סמינר: Machine Learning Seminar
Quantifying the Value of Information in Decision-Making
In modern sequential decision-making systems, decision-aiding information is everywhere: navigation heavily relies on traffic information, data published on the news affects stock-market decisions, and more. However, to make full use of such information, we need to identify types of information acquired by the decision makers, quantify their value, and design algorithms that provably utilize such information. In this talk, we show how to accomplish this in two different case studies.
In the first case, we consider scheduling problems, where agents choose in which order to evaluate tasks. In many such instances, tasks are accompanied by additional information, indicating the type of computation. In particular, we assume that each falls into one of K possible types that determines its expected duration. When the statistics of task durations are known, we analyze the potential benefits of obtaining this knowledge. We then show that even when the task distributions are unknown, learning algorithms can be employed to achieve optimal performance, up to sublinear error.

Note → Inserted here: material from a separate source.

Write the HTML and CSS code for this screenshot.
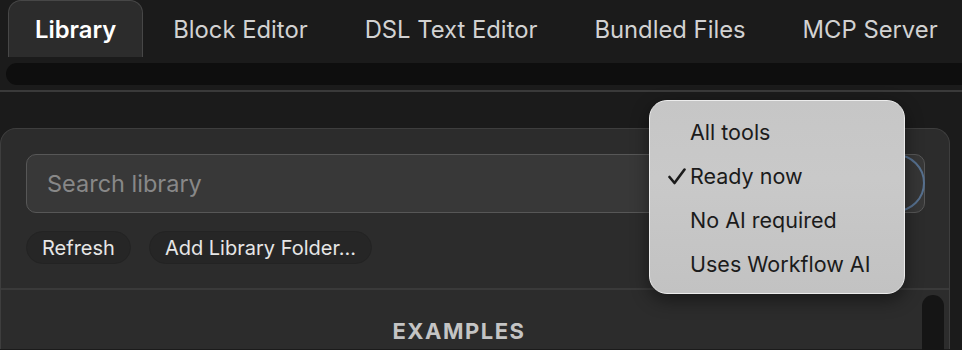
FILE: index.html
```html
<!DOCTYPE html>
<html>
<head>
<meta charset="utf-8">
<link rel="stylesheet" href="styles.css">
</head>
<body>
<div class="app">
  <nav class="tabs">
    <div class="tab active">Library</div>
    <div class="tab">Block Editor</div>
    <div class="tab">DSL Text Editor</div>
    <div class="tab">Bundled Files</div>
    <div class="tab">MCP Server</div>
  </nav>
  <div class="hscroll"></div>
  <div class="rule"></div>
  <section class="panel">
    <div class="panel-top">
      <div class="search-row">
        <div class="search">Search library</div>
        <div class="filter-btn"></div>
      </div>
      <div class="actions">
        <button class="pill">Refresh</button>
        <button class="pill">Add Library Folder...</button>
      </div>
    </div>
    <div class="list">
      <div class="section-title">EXAMPLES</div>
      <div class="vscroll"></div>
    </div>
  </section>
  <div class="menu">
    <div class="item">All tools</div>
    <div class="item checked"><svg class="check" width="18" height="17" viewBox="0 0 18 17"><polyline points="1.5,9 6.5,15 16.5,1.5" fill="none" stroke="#1b1b1b" stroke-width="2.6" stroke-linecap="round" stroke-linejoin="round"/></svg>Ready now</div>
    <div class="item">No AI required</div>
    <div class="item">Uses Workflow AI</div>
  </div>
</div>
</body>
</html>
```
FILE: styles.css
```css
html, body {
  margin: 0;
  padding: 0;
  background: #1b1b1b;
  width: 962px;
  height: 350px;
  overflow: hidden;
  font-family: Inter, "Noto Sans", sans-serif;
}
.app {
  position: relative;
  width: 962px;
  height: 350px;
  overflow: hidden;
}
.tabs {
  display: flex;
  gap: 3px;
  padding-left: 8px;
  height: 57px;
  align-items: stretch;
  overflow: hidden;
}
.tab {
  flex: 0 0 auto;
  white-space: nowrap;
  padding: 0 26px;
  display: flex;
  align-items: center;
  font-size: 23.8px;
  color: #d2d2d2;
  box-sizing: border-box;
  border: 1px solid transparent;
  border-bottom: none;
}
.tab.active {
  background: #2c2c2c;
  border-color: #474747;
  border-radius: 13px 13px 0 0;
  color: #ffffff;
  font-weight: 600;
}
.hscroll {
  margin: 6px 0 0 6px;
  height: 22px;
  background: #0e0e0e;
  border-radius: 11px 0 0 11px;
}
.rule {
  margin-top: 5px;
  height: 2px;
  background: #3a3a3a;
}
.panel {
  margin-top: 36px;
  width: 950px;
  height: 221px;
  box-sizing: border-box;
  background: #2c2c2c;
  border: 1px solid #3e3e3e;
  border-bottom: none;
  border-radius: 16px 16px 0 0;
}
.panel-top {
  padding: 25px 24px 24px 25px;
  border-bottom: 2px solid #3a3a3a;
}
.search-row {
  position: relative;
}
.search {
  height: 59px;
  box-sizing: border-box;
  background: #383838;
  border: 1.5px solid #575757;
  border-radius: 10px;
  display: flex;
  align-items: center;
  padding-left: 20px;
  font-size: 23.5px;
  color: #888888;
}
.filter-btn {
  position: absolute;
  right: 0;
  top: 0;
  width: 58px;
  height: 58px;
  box-sizing: border-box;
  border-radius: 50%;
  background: #363636;
  border: 2px solid #56708f;
}
.actions {
  display: flex;
  gap: 18px;
  margin-top: 18px;
}
.pill {
  height: 33px;
  padding: 0 15px;
  background: #262626;
  border: 1px solid #232323;
  border-radius: 17px;
  color: #e6e6e6;
  font-family: Inter, "Noto Sans", sans-serif;
  font-size: 20px;
  white-space: nowrap;
}
.list {
  position: relative;
  display: flex;
  justify-content: center;
  padding-top: 28px;
}
.section-title {
  font-size: 22px;
  font-weight: 700;
  letter-spacing: 1.5px;
  color: #c4c4c4;
  margin-left: -32px;
}
.vscroll {
  position: absolute;
  right: 5px;
  top: 5px;
  width: 22px;
  height: 80px;
  border-radius: 11px;
  background: #151515;
}
.menu {
  position: absolute;
  left: 649px;
  top: 100px;
  width: 256px;
  height: 194px;
  box-sizing: border-box;
  padding: 9px 0;
  border-radius: 18px;
  background: linear-gradient(180deg, #c6c6c6 0%, #c9c9c9 40%, #c2c2c2 100%);
  border: 1px solid #ececec;
  box-shadow: 0 6px 18px rgba(0,0,0,0.45);
}
.item {
  height: 44px;
  display: flex;
  align-items: center;
  padding-left: 40px;
  position: relative;
  font-size: 21.5px;
  color: #1b1b1b;
  white-space: nowrap;
}
.check {
  position: absolute;
  left: 18px;
  top: 14px;
}
```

In the second case, we explore reinforcement learning with lookahead information – i.e., where partial information on the near future is given to the agent. This form of information is natural in many applications. For instance, in transactions, prices are known before an exchange; in navigation, agents observe traffic data; and in goal-oriented problems, the goals are revealed well in advance. For known environments, we give a full characterization of the possible gains due to future reward information, as well as bounds on the gain due to transition information. We further present efficient learning algorithms that observe either immediate reward or transition information before acting, competing against a much stronger baseline that also utilizes similar information.